◆ EXERCISE INSTRUCTIONS
Reproduce the listing below exactly. Pictures do not belong in the copy.

◆ MATERIAL PROVIDED

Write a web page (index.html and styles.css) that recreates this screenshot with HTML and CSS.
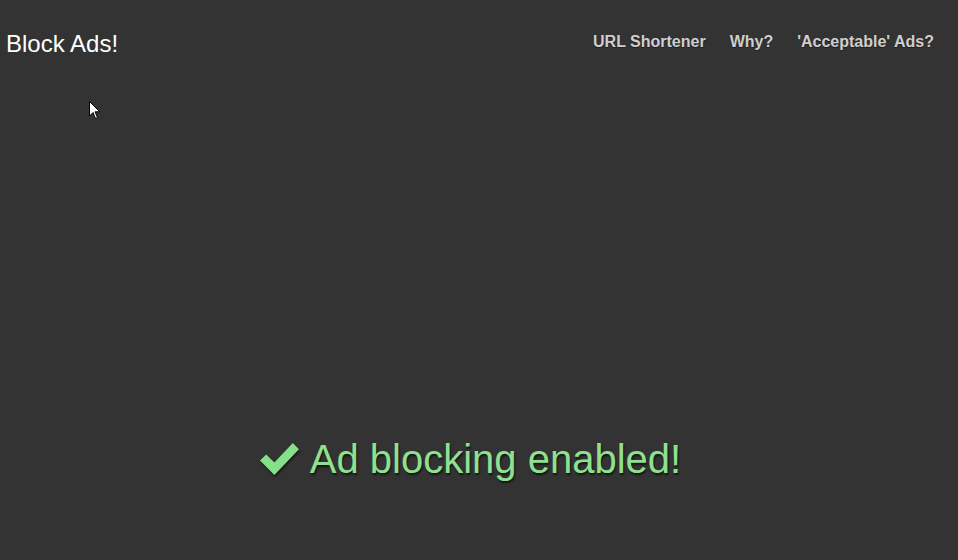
FILE: index.html
```html
<!DOCTYPE html>
<html lang="en">
<head>
    <meta charset="UTF-8">
    <meta name="viewport" content="width=device-width, initial-scale=1.0">
    <title>Block Ads!</title>
    <link rel="stylesheet" href="styles.css">
</head>
<body>
    <header class="topbar">
        <a class="brand" href="#">Block Ads!</a>
        <nav class="nav">
            <a href="#">URL Shortener</a>
            <a href="#">Why?</a>
            <a href="#">'Acceptable' Ads?</a>
        </nav>
    </header>

    <main class="status">
        <h1 class="status-msg">
            <svg class="check" viewBox="0 0 40 34" width="41" height="35" aria-hidden="true">
                <path d="M1 19 L7 13 L15 21 L33 2 L39 8 L15 33 Z" fill="#85e089"/>
            </svg>
            Ad blocking enabled!
        </h1>
    </main>

    <!-- mouse pointer seen in the screenshot -->
    <svg class="pointer" viewBox="0 0 12 19" width="12" height="19" aria-hidden="true">
        <path d="M0.5 0.5 L0.5 15 L4 11.5 L6.5 17.5 L8.5 16.5 L6 10.8 L10.8 10.8 Z" fill="#fff" stroke="#000" stroke-width="1"/>
    </svg>
</body>
</html>
```

FILE: styles.css
```css
body {
    font-family: 'Liberation Sans', Arial, sans-serif;
    background-color: #333;
    color: #fff;
    margin: 0;
    padding: 0;
    min-height: 100vh;
    display: flex;
    flex-direction: column;
}

a {
    text-decoration: none;
}

.topbar {
    display: flex;
    justify-content: space-between;
    align-items: center;
    padding: 30px 24px 0 6px;
}

.brand {
    color: #fff;
    font-size: 24px;
}

.nav {
    display: flex;
    gap: 24px;
    margin-bottom: 4px;
}

.nav a {
    color: #cfcfcf;
    font-size: 16px;
    font-weight: bold;
    text-shadow: 0 1px 1px rgba(0, 0, 0, 0.4);
}

.status {
    display: flex;
    justify-content: center;
    align-items: flex-start;
    padding-top: 379px;
    padding-right: 18px;
}

.status-msg {
    display: flex;
    align-items: center;
    gap: 10px;
    margin: 0;
    font-size: 40px;
    font-weight: normal;
    color: #8fe08f;
    text-shadow: 1px 2px 2px rgba(0, 0, 0, 0.6);
}

.check {
    margin-top: -3px;
    filter: drop-shadow(1px 2px 1px rgba(0, 0, 0, 0.5));
}

.pointer {
    position: absolute;
    left: 89px;
    top: 101px;
}
```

◆ TASK SOLUTION
Write a web page (index.html and styles.css) that recreates this screenshot with HTML and CSS.
FILE: index.html
```html
<!DOCTYPE html>
<html lang="en">
<head>
    <meta charset="UTF-8">
    <meta name="viewport" content="width=device-width, initial-scale=1.0">
    <title>Block Ads!</title>
    <link rel="stylesheet" href="styles.css">
</head>
<body>
    <header class="topbar">
        <a class="brand" href="#">Block Ads!</a>
        <nav class="nav">
            <a href="#">URL Shortener</a>
            <a href="#">Why?</a>
            <a href="#">'Acceptable' Ads?</a>
        </nav>
    </header>

    <main class="status">
        <h1 class="status-msg">
            <svg class="check" viewBox="0 0 40 34" width="41" height="35" aria-hidden="true">
                <path d="M1 19 L7 13 L15 21 L33 2 L39 8 L15 33 Z" fill="#85e089"/>
            </svg>
            Ad blocking enabled!
        </h1>
    </main>

    <!-- mouse pointer seen in the screenshot -->
    <svg class="pointer" viewBox="0 0 12 19" width="12" height="19" aria-hidden="true">
        <path d="M0.5 0.5 L0.5 15 L4 11.5 L6.5 17.5 L8.5 16.5 L6 10.8 L10.8 10.8 Z" fill="#fff" stroke="#000" stroke-width="1"/>
    </svg>
</body>
</html>
```

FILE: styles.css
```css
body {
    font-family: 'Liberation Sans', Arial, sans-serif;
    background-color: #333;
    color: #fff;
    margin: 0;
    padding: 0;
    min-height: 100vh;
    display: flex;
    flex-direction: column;
}

a {
    text-decoration: none;
}

.topbar {
    display: flex;
    justify-content: space-between;
    align-items: center;
    padding: 30px 24px 0 6px;
}

.brand {
    color: #fff;
    font-size: 24px;
}

.nav {
    display: flex;
    gap: 24px;
    margin-bottom: 4px;
}

.nav a {
    color: #cfcfcf;
    font-size: 16px;
    font-weight: bold;
    text-shadow: 0 1px 1px rgba(0, 0, 0, 0.4);
}

.status {
    display: flex;
    justify-content: center;
    align-items: flex-start;
    padding-top: 379px;
    padding-right: 18px;
}

.status-msg {
    display: flex;
    align-items: center;
    gap: 10px;
    margin: 0;
    font-size: 40px;
    font-weight: normal;
    color: #8fe08f;
    text-shadow: 1px 2px 2px rgba(0, 0, 0, 0.6);
}

.check {
    margin-top: -3px;
    filter: drop-shadow(1px 2px 1px rgba(0, 0, 0, 0.5));
}

.pointer {
    position: absolute;
    left: 89px;
    top: 101px;
}
```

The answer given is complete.